Twelve jurors are now seated in the latest Democrat persecution of former President Donald Trump. The roster for the New York City “hush money” trial are mostly college educated, and a few expressed negative feelings about the 45th president.

Of course, they will still sit in judgment of the presumptive Republican presidential nominee.

One man is an investment banker who follows among other accounts on X, formerly Twitter, former Trump lawyer Michael Cohen and the vehemently anti-Republican “Mueller She Wrote.” A security engineer on the jury said he had family or a close friend who worked for a Trump-related company.

Another is a retired man of Lebanese descent who follows the BBC, CNBC, the New York Times and the Wall Street Journal. A woman who is a speech therapist said she did not agree with many of Trump’s positions and decisions while in the White House.

An eyewear worker said he has no strong opinions of Trump, while a product development manager expressed a strong dislike for the 45th president. She called him “very selfish and self serving” and “not my cup of tea.”

A physical therapist said she harbored no serious feelings about the candidate. This sentiment was expressed by other jurors seated for the trial, which is difficult to believe considering the current political climate.

One prospective Trump juror apparently went too far with their left-wing activism. A man previously arrested for tearing down conservative signs was dismissed from duty.
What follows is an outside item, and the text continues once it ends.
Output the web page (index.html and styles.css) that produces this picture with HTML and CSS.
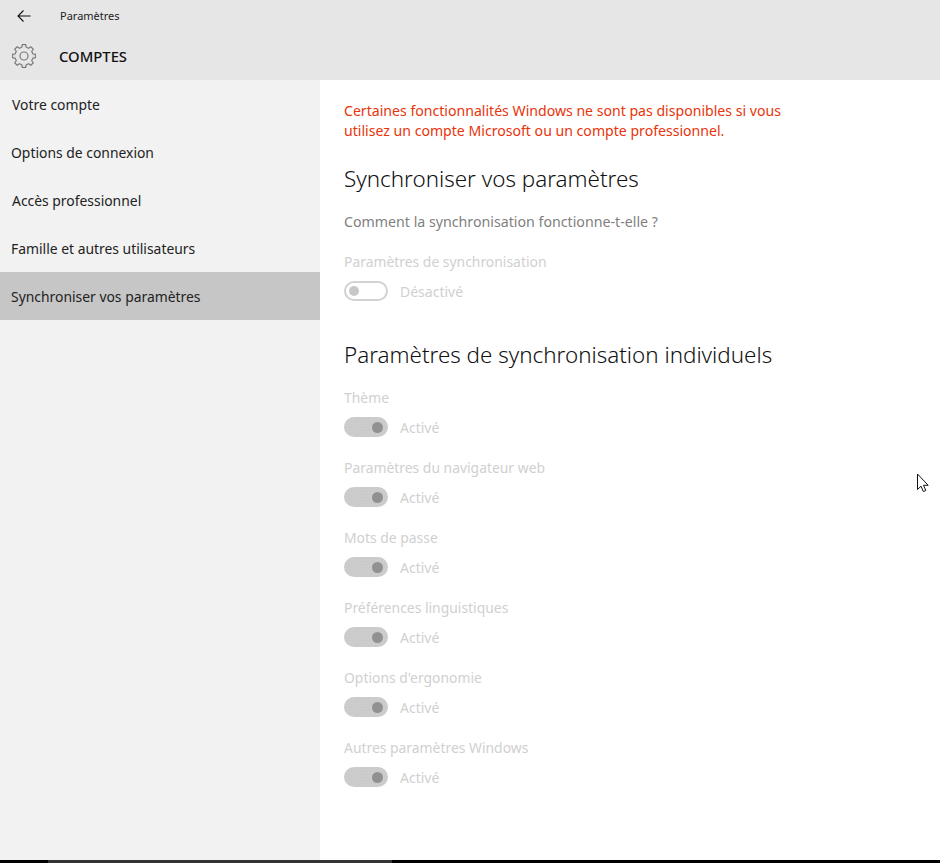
FILE: index.html
```html
<!DOCTYPE html>
<html lang="fr">
<head>
<meta charset="utf-8">
<title>Paramètres</title>
<link rel="stylesheet" href="styles.css">
</head>
<body>
<div class="app">
  <header class="header">
    <div class="titlebar">
      <svg class="back" width="16" height="14" viewBox="0 0 16 14"><path d="M14.500 7H2M7.500 1.500 2 7l5.500 5.500" fill="none" stroke="#111" stroke-width="1.100"/></svg>
      <span class="apptitle">Paramètres</span>
    </div>
    <div class="section">
      <svg class="gear" width="24" height="24" viewBox="0 0 24 24"><path d="M9.820 3.270 10.200.640H13.800L14.180 3.270 16.640 4.290 18.760 2.700 21.300 5.240 19.710 7.360 20.730 9.820 23.360 10.200V13.800L20.730 14.180 19.710 16.640 21.300 18.760 18.760 21.300 16.640 19.710 14.180 20.730 13.800 23.360H10.200L9.820 20.730 7.360 19.710 5.240 21.300 2.700 18.760 4.290 16.640 3.270 14.180 .64 13.800V10.200L3.270 9.820 4.290 7.360 2.700 5.240 5.240 2.700 7.360 4.290Z" fill="none" stroke="#7a7a7a" stroke-width="1.200" stroke-linejoin="round"/><circle cx="12" cy="12" r="4" fill="none" stroke="#7a7a7a" stroke-width="1.200"/></svg>
      <span class="sectiontitle">COMPTES</span>
    </div>
  </header>
  <div class="main">
    <nav class="nav">
      <a class="navitem i1">Votre compte</a>
      <a class="navitem">Options de connexion</a>
      <a class="navitem i1">Accès professionnel</a>
      <a class="navitem">Famille et autres utilisateurs</a>
      <a class="navitem selected">Synchroniser vos paramètres</a>
    </nav>
    <main class="content">
      <p class="warning">Certaines fonctionnalités Windows ne sont pas disponibles si vous<br>utilisez un compte Microsoft ou un compte professionnel.</p>
      <h2 class="h1">Synchroniser vos paramètres</h2>
      <p class="help">Comment la synchronisation fonctionne-t-elle ?</p>
      <div class="setting first">
        <div class="label">Paramètres de synchronisation</div>
        <div class="row"><span class="toggle off"><i></i></span><span class="state">Désactivé</span></div>
      </div>
      <h2 class="h2">Paramètres de synchronisation individuels</h2>
      <div class="setting">
        <div class="label">Thème</div>
        <div class="row"><span class="toggle on"><i></i></span><span class="state">Activé</span></div>
      </div>
      <div class="setting">
        <div class="label">Paramètres du navigateur web</div>
        <div class="row"><span class="toggle on"><i></i></span><span class="state">Activé</span></div>
      </div>
      <div class="setting">
        <div class="label">Mots de passe</div>
        <div class="row"><span class="toggle on"><i></i></span><span class="state">Activé</span></div>
      </div>
      <div class="setting">
        <div class="label">Préférences linguistiques</div>
        <div class="row"><span class="toggle on"><i></i></span><span class="state">Activé</span></div>
      </div>
      <div class="setting">
        <div class="label">Options d'ergonomie</div>
        <div class="row"><span class="toggle on"><i></i></span><span class="state">Activé</span></div>
      </div>
      <div class="setting">
        <div class="label">Autres paramètres Windows</div>
        <div class="row"><span class="toggle on"><i></i></span><span class="state">Activé</span></div>
      </div>
    </main>
  </div>
  <div class="taskbar"><span class="tb-dark"></span></div>
  <svg class="cursor" width="14" height="20" viewBox="0 0 14 20"><path d="M1.500 1v15.500l3.500-3.300 2.300 5.300 2.500-1-2.300-5.200h4.700z" fill="#fff" stroke="#111" stroke-width="1"/></svg>
</div>
</body>
</html>
```

FILE: styles.css
```css
* { box-sizing: border-box; }
html, body { margin: 0; padding: 0; }
body { font-family: "Noto Sans", "Open Sans", sans-serif; background: #fff; color: #000; }
.app { position: relative; width: 940px; height: 863px; display: flex; flex-direction: column; overflow: hidden; }
.header { height: 80px; background: #e6e6e6; flex: none; }
.titlebar { height: 31px; display: flex; align-items: center; }
.back { margin-left: 16px; flex: none; }
.apptitle { margin-left: 28px; font-size: 11px; color: #222; }
.section { height: 49px; display: flex; align-items: center; }
.gear { margin-left: 12px; flex: none; }
.sectiontitle { margin-left: 23px; font-size: 14.8px; font-weight: 500; color: #111; }
.main { flex: 1; display: flex; min-height: 0; }
.nav { width: 320px; background: #f2f2f2; flex: none; }
.navitem { display: flex; align-items: center; height: 48px; padding-left: 11px; font-size: 13.9px; color: #222; }
.navitem.i1 { padding-left: 12px; }
.navitem.selected { background: #c6c6c6; }
.content { flex: 1; padding: 21px 0 0 24px; }
.warning { margin: 0; font-size: 14.1px; line-height: 20px; color: #e8340a; }
.h1, .h2 { margin: 0; font-weight: 300; font-size: 22.4px; line-height: 28px; color: #111; }
.h1 { margin-top: 24px; }
.help { margin: 19px 0 0; font-size: 14.2px; line-height: 20px; color: #7f7f7f; }
.setting { margin-top: 10px; height: 60px; }
.setting.first { margin-top: 20px; height: 50px; }
.h2 { margin-top: 39px; margin-bottom: 19px; }
.label { font-size: 13.9px; line-height: 20px; color: #d0d0d0; }
.row { display: flex; align-items: center; height: 20px; margin-top: 9px; }
.state { margin-left: 12px; font-size: 14px; color: #d0d0d0; }
.toggle { width: 44px; height: 20px; border-radius: 10px; display: flex; align-items: center; flex: none; }
.toggle i { display: block; width: 10px; height: 10px; border-radius: 50%; }
.toggle.off { border: 2px solid #d2d2d2; padding-left: 3px; }
.toggle.off i { background: #c8c8c8; }
.toggle.on { background: #cccccc radial-gradient(circle, #c7c7c7 .7px, transparent .8px) 0 0 / 3px 3px; justify-content: flex-end; padding-right: 5px; }
.toggle.on i { width: 11px; height: 11px; background: #919191; }
.taskbar { position: absolute; left: 0; right: 0; bottom: 0; height: 3px; background: #000; }
.tb-dark { display: block; margin-left: 48px; width: 344px; height: 3px; background: #333; }
.cursor { position: absolute; left: 916px; top: 473px; }
```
The Westchester resident was taken into custody for destroying political advertisements posted around town.

It was also discovered that his wife was targeted by a “corruption inquiry” that was settled with an agreement through the district attorney’s office. Jurors were asked if they or someone close to them ever ran afoul of the law.

Another juror was dismissed when she told the court that she could not be fair. The nurse returned to duty Thursday morning and said that, after thinking it through, she determined she could not be balanced in her perspective on the case.

She explained that she did not want her identity revealed and that what she termed as “outside influence” would corrupt her decision making.